Aku cuma mengangguk dengan pandangan masih tertuju pada layar laptop. Aku sejak tadi menonton film di laptopku untuk membuang kegundahan dan keletihan. Kedatangan Adelia sebenarnya bisa dikatakan mengganggu ketenanganku. Tapi begitulah__sudah menjadi kebiasaan bagiku diganggu oleh Adelia yang biasanya datang tengah malam dan biasanya untuk tujuan konser di kamarku.

Adelia akhirnya meninggalkan kamar kostku menuju ke tetangga sebelah. Aku tidak tahu apa yang akan dibuatnya disana. Mungkin ia akan konser atau berceramah, atau bisa saja berpidato disana. Adelia bisa saja kujuluki “Macan Podium Kedua” setelah almarhum bapak angkatku. Karena jika ia telah “bercakap”, maka hati-hatilah, retorika bermadu dan beracunnya akan keluar.

Aku yang sejak tadi sibuk nonton film sebenarnya tidak begitu perduli dengan kedatangan Adelia kali ini. Aku sedang fokus menonton film. Itu alasannya. Dan kini, setelah keluarnya Adelia, aku bisa kembali lagi menonton filmku, film yang terkesan begitu lucu dan kadang-kadang membuat aku terkekeh-kekeh sendiri di kamarku.

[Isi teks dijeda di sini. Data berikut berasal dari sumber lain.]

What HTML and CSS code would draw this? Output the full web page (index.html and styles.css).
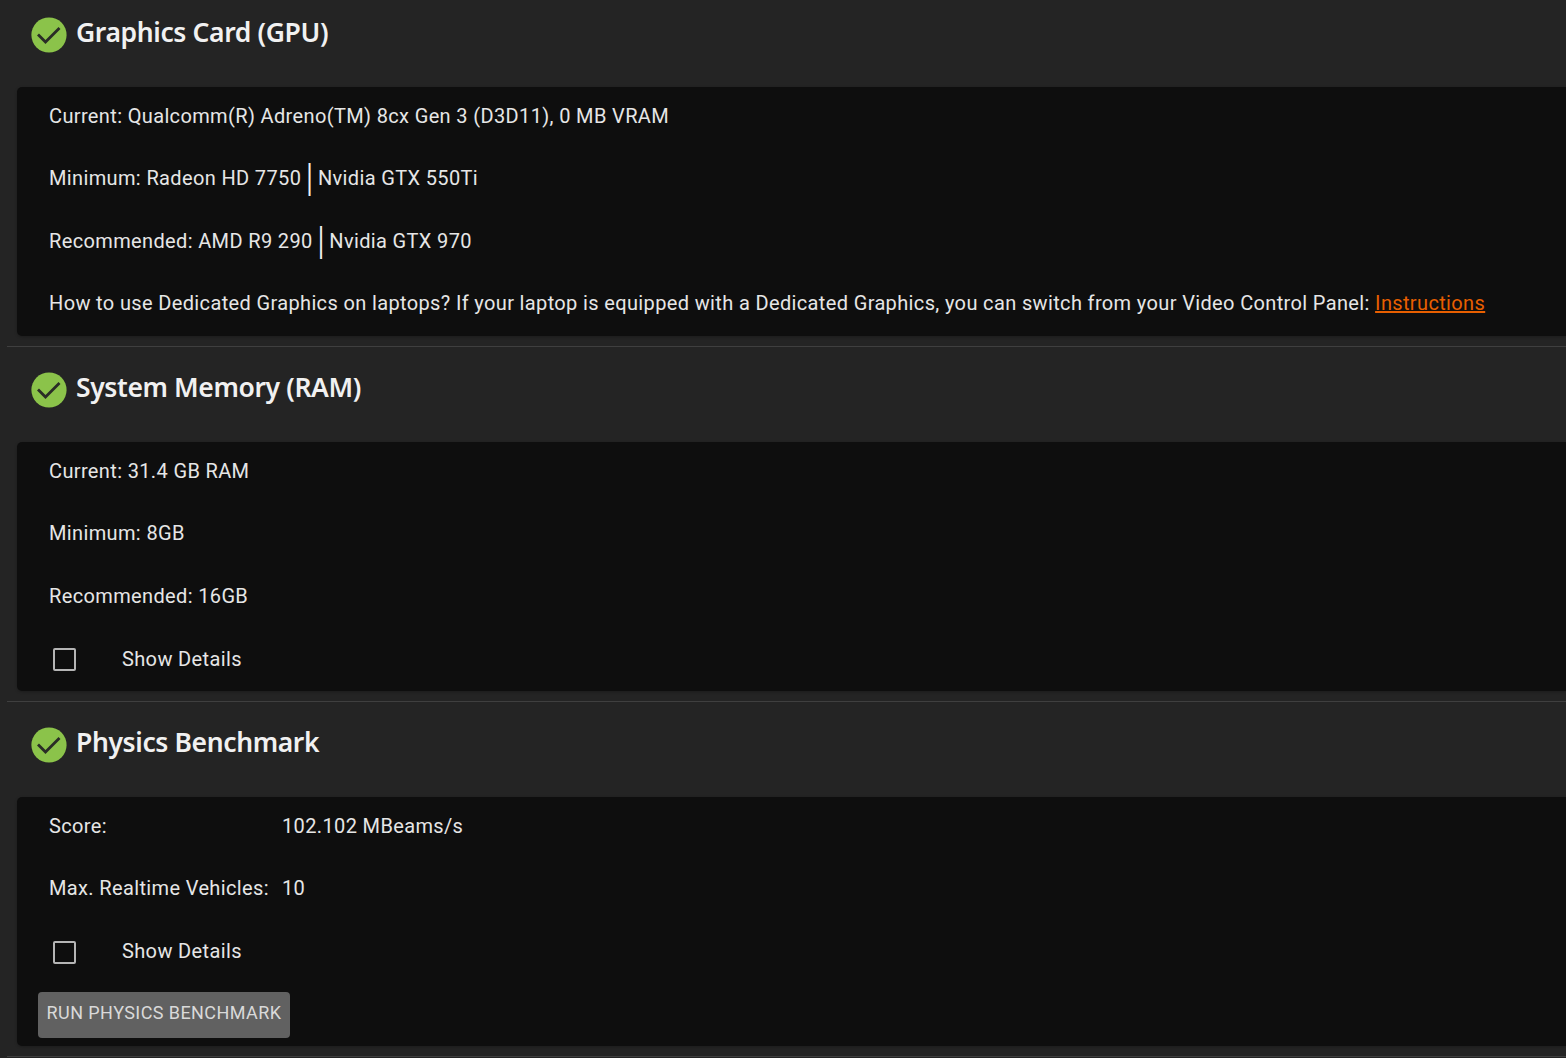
FILE: index.html
```html
<!DOCTYPE html>
<html lang="en">
<head>
<meta charset="utf-8">
<title>System Requirements</title>
<link rel="stylesheet" href="styles.css">
</head>
<body>
<main class="list">
  <section class="section">
    <header class="head">
      <svg class="status" viewBox="0 0 36 36"><circle cx="18" cy="18" r="17.6" fill="#8bc34a"/><path d="M7 17.5l7.5 7.5L28.5 11" fill="none" stroke="#2a2d26" stroke-width="2.8"/></svg>
      <h2 class="title">Graphics Card (GPU)</h2>
    </header>
    <div class="panel">
      <p class="row">Current: Qualcomm(R) Adreno(TM) 8cx Gen 3 (D3D11), 0 MB VRAM</p>
      <p class="row">Minimum: Radeon HD 7750 <span class="bar">|</span> Nvidia GTX 550Ti</p>
      <p class="row">Recommended: AMD R9 290 <span class="bar">|</span> Nvidia GTX 970</p>
      <p class="row">How to use Dedicated Graphics on laptops? If your laptop is equipped with a Dedicated Graphics, you can switch from your Video Control Panel: <a class="link" href="#">Instructions</a></p>
    </div>
  </section>
  <section class="section">
    <header class="head">
      <svg class="status" viewBox="0 0 36 36"><circle cx="18" cy="18" r="17.6" fill="#8bc34a"/><path d="M7 17.5l7.5 7.5L28.5 11" fill="none" stroke="#2a2d26" stroke-width="2.8"/></svg>
      <h2 class="title">System Memory (RAM)</h2>
    </header>
    <div class="panel">
      <p class="row">Current: 31.4 GB RAM</p>
      <p class="row">Minimum: 8GB</p>
      <p class="row">Recommended: 16GB</p>
      <label class="row check"><span class="box"></span>Show Details</label>
    </div>
  </section>
  <section class="section">
    <header class="head">
      <svg class="status" viewBox="0 0 36 36"><circle cx="18" cy="18" r="17.6" fill="#8bc34a"/><path d="M7 17.5l7.5 7.5L28.5 11" fill="none" stroke="#2a2d26" stroke-width="2.8"/></svg>
      <h2 class="title">Physics Benchmark</h2>
    </header>
    <div class="panel">
      <div class="row pair"><span>Score:</span><span>102.102 MBeams/s</span></div>
      <div class="row pair"><span>Max. Realtime Vehicles:</span><span>10</span></div>
      <label class="row check"><span class="box"></span>Show Details</label>
      <div class="actions"><button class="btn" type="button">RUN PHYSICS BENCHMARK</button></div>
    </div>
  </section>
</main>
</body>
</html>
```
FILE: styles.css
```css
* { box-sizing: border-box; }
html, body { margin: 0; height: 100%; overflow: hidden; }
body {
  background: #242424;
  color: #e8e8e8;
  font-family: "Noto Sans", "Open Sans", sans-serif;
}
.list { margin-top: -8px; padding-left: 7px; }
.section { height: 355px; border-bottom: 1px solid #3f3f3f; }
.head {
  height: 95px;
  display: flex;
  align-items: flex-start;
  padding: 25px 0 0 23.5px;
  gap: 9.5px;
}
.status { width: 36px; height: 36px; flex: none; }
.title {
  margin: -5.5px 0 0;
  font-size: 26.5px;
  line-height: 40px;
  font-weight: 600;
  letter-spacing: -0.38px;
  color: #f1f1f1;
}
.panel {
  margin-left: 10px;
  height: 249px;
  background: #0e0e0e;
  border-radius: 5px 0 0 5px;
  box-shadow: 0 1px 3px rgba(0,0,0,.25);
  padding-left: 32px;
}
.row {
  margin: 0;
  height: 62.5px;
  padding-bottom: 5px;
  display: flex;
  align-items: center;
  white-space: pre;
  font-family: Roboto, "Noto Sans", sans-serif;
  font-size: 20px;
  letter-spacing: 0.36px;
  color: #e6e6e6;
}
.bar {
  width: 6px;
  display: flex;
  justify-content: center;
  font-size: 38px;
  font-weight: 300;
  line-height: 20px;
  letter-spacing: 0;
  color: #f0f0f0;
}
.link { color: #e85f00; }
.pair > span:first-child { width: 233px; }
.check { padding-bottom: 4px; }
.box {
  width: 23px;
  height: 23px;
  margin: 2px 46.5px 0 3.5px;
  border: 2px solid #b5b5b5;
  border-radius: 2px;
}
.actions { margin: 7.5px 0 0 -11px; }
.btn {
  display: block;
  width: 252px;
  height: 46px;
  padding: 0 0 5px;
  border: 0;
  border-radius: 4px;
  background: #616161;
  color: #d9d9d9;
  font-family: Roboto, "Noto Sans", sans-serif;
  font-size: 18px;
  letter-spacing: 0.42px;
}
```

Kurang lebih satu jam berlangsung, filmku end. Setelah mematikan laptop, aku mengambil bantal dan berbaring-baring sebentar sekedar untuk rehat sejenak. Belum beberapa menit berjalan, sayup-sayup kudengar namaku disebut seperti sebelumya, dengan suara yang sama.

“Abdi…Abdi…”

“Ia, masuk.”

Adelia menampakkan diri di depan pintu. Ternyata jadwal berpidatonya di rumah tetangga telah selesai. Kini Adelia kembali ke kamarku untuk membuat jadwal baru special untuk kamarku: berpidato lagi atau bisa saja membuat big concert. Tapi tidak begitu, ia malah berbaring dan berbagi cerita tentang siswanya di Antang.
Setelah begitu lama pembicaraan berlangsung, Adelia tiba-tiba kepingin konser. Aku langsung mengambil gitar yang selalu aku sandarkan di sudut kamarku dan mulai memetik senarnya, mengalunkan melodi-melodi yang menurutku tidak akan mengganggu siapapun karena malam telah beranjak jauh pergi.

Dari mulut Adelia, sayup-sayup terdengar lagu yang ia nyanyikan. Ia mulai bernyanyi…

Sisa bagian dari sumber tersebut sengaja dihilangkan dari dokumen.